> [Exercise goal]: Write out all of the lines below, exactly and completely.

> [Entries supplied]:
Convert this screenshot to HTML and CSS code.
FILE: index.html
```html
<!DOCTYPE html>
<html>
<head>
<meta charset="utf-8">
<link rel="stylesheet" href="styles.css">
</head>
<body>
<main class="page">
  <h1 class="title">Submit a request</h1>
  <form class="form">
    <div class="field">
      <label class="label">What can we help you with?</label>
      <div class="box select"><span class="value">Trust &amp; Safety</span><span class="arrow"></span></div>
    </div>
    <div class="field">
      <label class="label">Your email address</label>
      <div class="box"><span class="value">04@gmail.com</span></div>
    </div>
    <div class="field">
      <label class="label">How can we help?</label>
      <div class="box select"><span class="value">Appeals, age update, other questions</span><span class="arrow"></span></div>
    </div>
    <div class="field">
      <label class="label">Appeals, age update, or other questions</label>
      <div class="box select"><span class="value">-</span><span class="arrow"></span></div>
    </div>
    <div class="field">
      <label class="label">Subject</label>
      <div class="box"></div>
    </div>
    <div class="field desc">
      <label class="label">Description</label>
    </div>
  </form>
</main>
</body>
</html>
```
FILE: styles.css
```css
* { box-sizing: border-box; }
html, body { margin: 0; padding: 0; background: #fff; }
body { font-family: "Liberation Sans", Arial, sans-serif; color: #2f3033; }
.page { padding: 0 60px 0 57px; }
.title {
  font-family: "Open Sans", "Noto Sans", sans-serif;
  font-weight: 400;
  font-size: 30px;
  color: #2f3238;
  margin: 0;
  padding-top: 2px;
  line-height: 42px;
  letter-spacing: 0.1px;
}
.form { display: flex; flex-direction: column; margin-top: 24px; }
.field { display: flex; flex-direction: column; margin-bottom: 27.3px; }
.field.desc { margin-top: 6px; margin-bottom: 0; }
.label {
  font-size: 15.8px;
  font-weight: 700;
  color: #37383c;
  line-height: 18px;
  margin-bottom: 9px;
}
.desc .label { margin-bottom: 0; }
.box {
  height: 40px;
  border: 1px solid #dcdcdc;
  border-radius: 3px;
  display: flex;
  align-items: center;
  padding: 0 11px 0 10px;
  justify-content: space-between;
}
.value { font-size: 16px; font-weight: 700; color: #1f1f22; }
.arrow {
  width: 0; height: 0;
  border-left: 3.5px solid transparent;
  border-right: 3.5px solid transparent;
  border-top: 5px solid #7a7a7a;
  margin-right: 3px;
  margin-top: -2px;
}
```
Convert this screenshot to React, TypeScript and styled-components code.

> [Full solution]:
Convert this screenshot to HTML and CSS code.
FILE: index.html
```html
<!DOCTYPE html>
<html>
<head>
<meta charset="utf-8">
<link rel="stylesheet" href="styles.css">
</head>
<body>
<main class="page">
  <h1 class="title">Submit a request</h1>
  <form class="form">
    <div class="field">
      <label class="label">What can we help you with?</label>
      <div class="box select"><span class="value">Trust &amp; Safety</span><span class="arrow"></span></div>
    </div>
    <div class="field">
      <label class="label">Your email address</label>
      <div class="box"><span class="value">04@gmail.com</span></div>
    </div>
    <div class="field">
      <label class="label">How can we help?</label>
      <div class="box select"><span class="value">Appeals, age update, other questions</span><span class="arrow"></span></div>
    </div>
    <div class="field">
      <label class="label">Appeals, age update, or other questions</label>
      <div class="box select"><span class="value">-</span><span class="arrow"></span></div>
    </div>
    <div class="field">
      <label class="label">Subject</label>
      <div class="box"></div>
    </div>
    <div class="field desc">
      <label class="label">Description</label>
    </div>
  </form>
</main>
</body>
</html>
```
FILE: styles.css
```css
* { box-sizing: border-box; }
html, body { margin: 0; padding: 0; background: #fff; }
body { font-family: "Liberation Sans", Arial, sans-serif; color: #2f3033; }
.page { padding: 0 60px 0 57px; }
.title {
  font-family: "Open Sans", "Noto Sans", sans-serif;
  font-weight: 400;
  font-size: 30px;
  color: #2f3238;
  margin: 0;
  padding-top: 2px;
  line-height: 42px;
  letter-spacing: 0.1px;
}
.form { display: flex; flex-direction: column; margin-top: 24px; }
.field { display: flex; flex-direction: column; margin-bottom: 27.3px; }
.field.desc { margin-top: 6px; margin-bottom: 0; }
.label {
  font-size: 15.8px;
  font-weight: 700;
  color: #37383c;
  line-height: 18px;
  margin-bottom: 9px;
}
.desc .label { margin-bottom: 0; }
.box {
  height: 40px;
  border: 1px solid #dcdcdc;
  border-radius: 3px;
  display: flex;
  align-items: center;
  padding: 0 11px 0 10px;
  justify-content: space-between;
}
.value { font-size: 16px; font-weight: 700; color: #1f1f22; }
.arrow {
  width: 0; height: 0;
  border-left: 3.5px solid transparent;
  border-right: 3.5px solid transparent;
  border-top: 5px solid #7a7a7a;
  margin-right: 3px;
  margin-top: -2px;
}
```
Convert this screenshot to React, TypeScript and styled-components code.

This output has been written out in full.